Encouraging ecobricks
With the first strong southeaster of the summer season battering the Peninsula, the amount of litter cast by the uneducated or uncaring becomes even more noticeable as gaily coloured plastic bags soar like eagles on thermals above our heads or adorn prickly bushes that have captured them, earning the name of ‘national flower’. There was a time when the micronage of plastic bags was restricted to lessen the impact of littering, and a fee charged at the till for every bag used, yet there has been no lessening of the eyesore nor apparently any public awareness of the need to contain our waste. If anything, littering has grown to be a national pastime, with fast-food containers, bottles and chip packets thrown from car windows all along our scenic routes and at picnic spots where the natural beauty of the surroundings goes unnoticed and unappreciated. You may gather that littering rates number one on my gauge of blood-boiling events. To see the effort some go to in wedging an empty water bottle under a rock or behind a bush rather than carry it back down the mountain beggars belief. If they can carry it up full, why can’t they carry it down empty?
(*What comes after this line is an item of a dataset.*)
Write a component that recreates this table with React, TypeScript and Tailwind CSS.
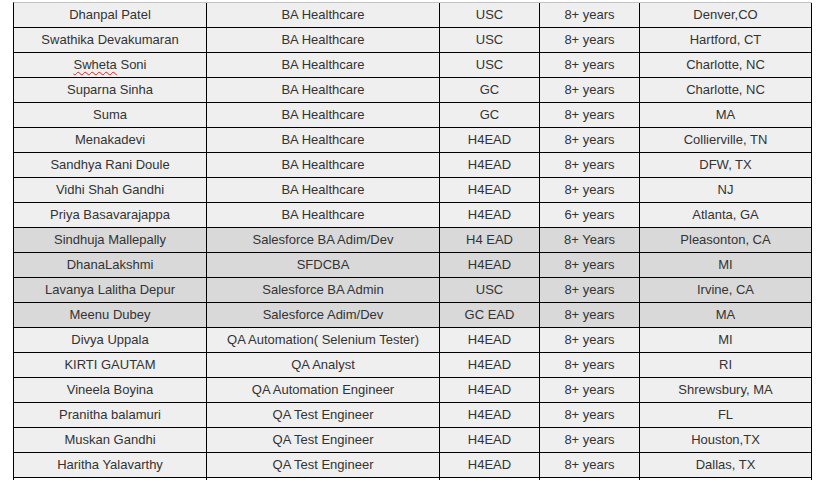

The photo featured here is a 2 litre plastic milk bottle (conveniently square in shape) that will be called an ecobrick once it has 2kg of plastic waste jammed into it, and is used to build structures such as houses and schools. Filling them is in itself is quite an achievement, as all air must be expelled in the squashing process – the handle of a large wooden spoon works well, and can also be used on the litterer – but can be fun and a challenge at the same time. If every child in every household in this country were asked to fill an ecobrick and compete to have, say, a school that collects the most with an appropriate reward, surely it would encourage them to first of all not throw any plastic anywhere except in the bottle and secondly to collect litter for the bottles once they are out of the habit of littering? Can it be so difficult to encourage a culture of cleanliness? First the parents need to buy into this, as there appear to be few role models out there, but eventually they must notice that the environment is clean again. Or am I expecting too much? I fear so.